14. BROKERAGE PRODUCTS

Periodically, Gambit Cyber BV may offer to supply or license certain products that are made by a third-party manufacturer/supplier and not Gambit Cyber BV (‘Brokerage Products’), and will be identified on the Statement of Work, Quote, Invoice, and/or Proforma Invoice using ‘Brokerage’ or a similar descriptor. Notwithstanding any other provisions, Brokerage Products are subject to the standard license, warranty, indemnity or support terms of the third-party manufacturer/supplier (collectively referred to as ‘Third Party Terms’), or an applicable agreement between Customer, Channel Partner, and/or MSSP and such manufacturer/supplier and are otherwise provided by Gambit Cyber BV on an ‘AS IS’ basis. Gambit Cyber BV shall assist Customers to obtain such Third-Party Terms from the third-party manufacturer by providing registration information to such third parties. Customer, Channel Partner, and/or MSSP shall not bring any warranty or indemnity claims against Gambit Cyber BV in relation to Brokerage Products. In no event shall Gambit Cyber BV be liable to Customer, Channel Partner, and/or MSSP for any damages that in any way arise out of or relate to any Brokerage Products.

15. GOVERNING LAW AND JURISDICTION

Any dispute or claim (including non-contractual disputes or claims) arising shall be governed by and construed in accordance with the Dutch law of Netherlands.

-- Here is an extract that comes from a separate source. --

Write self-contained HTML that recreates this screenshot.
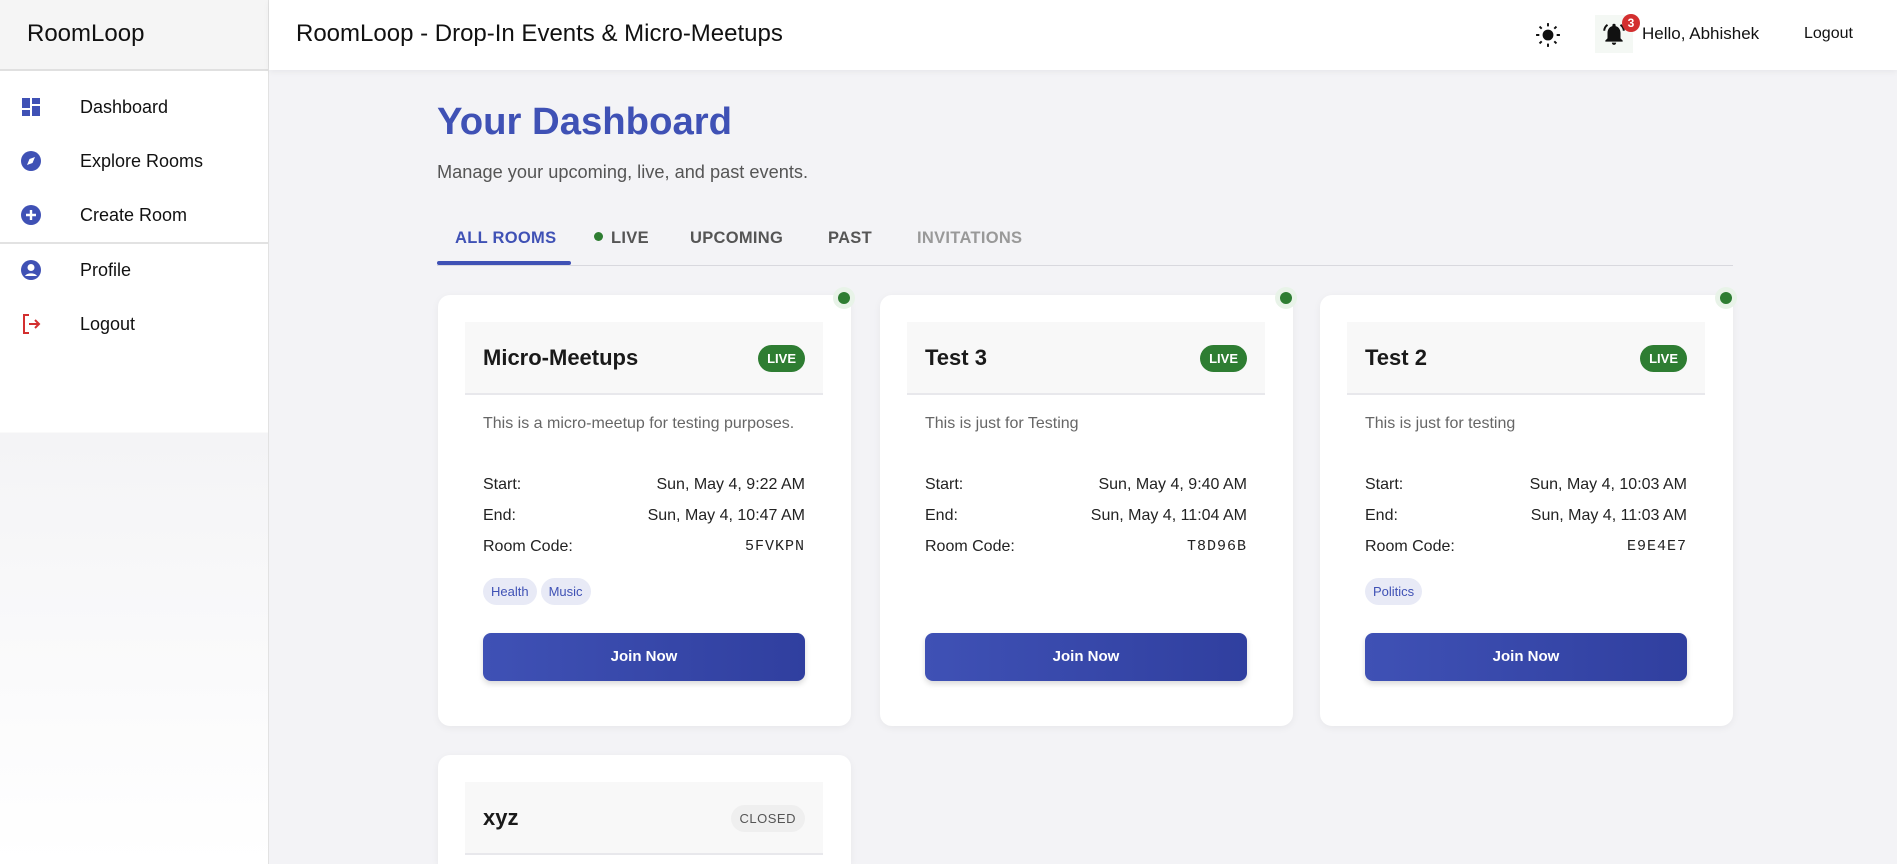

Each Party irrevocably agrees that the courts of Netherlands shall have exclusive jurisdiction to settle any dispute or claim (including non-contractual disputes or claims) arising out of or in connection with the agreement or its subject matter or formation.

16. MARKETING

To the extent that the Statement of Work, Quote, Invoice, and/or Proforma Invoice offers to license/provide Gambit Cyber BV Products and Services, Gambit Cyber BV may identify Customer for reference purposes and use Customer’s logo in its marketing material.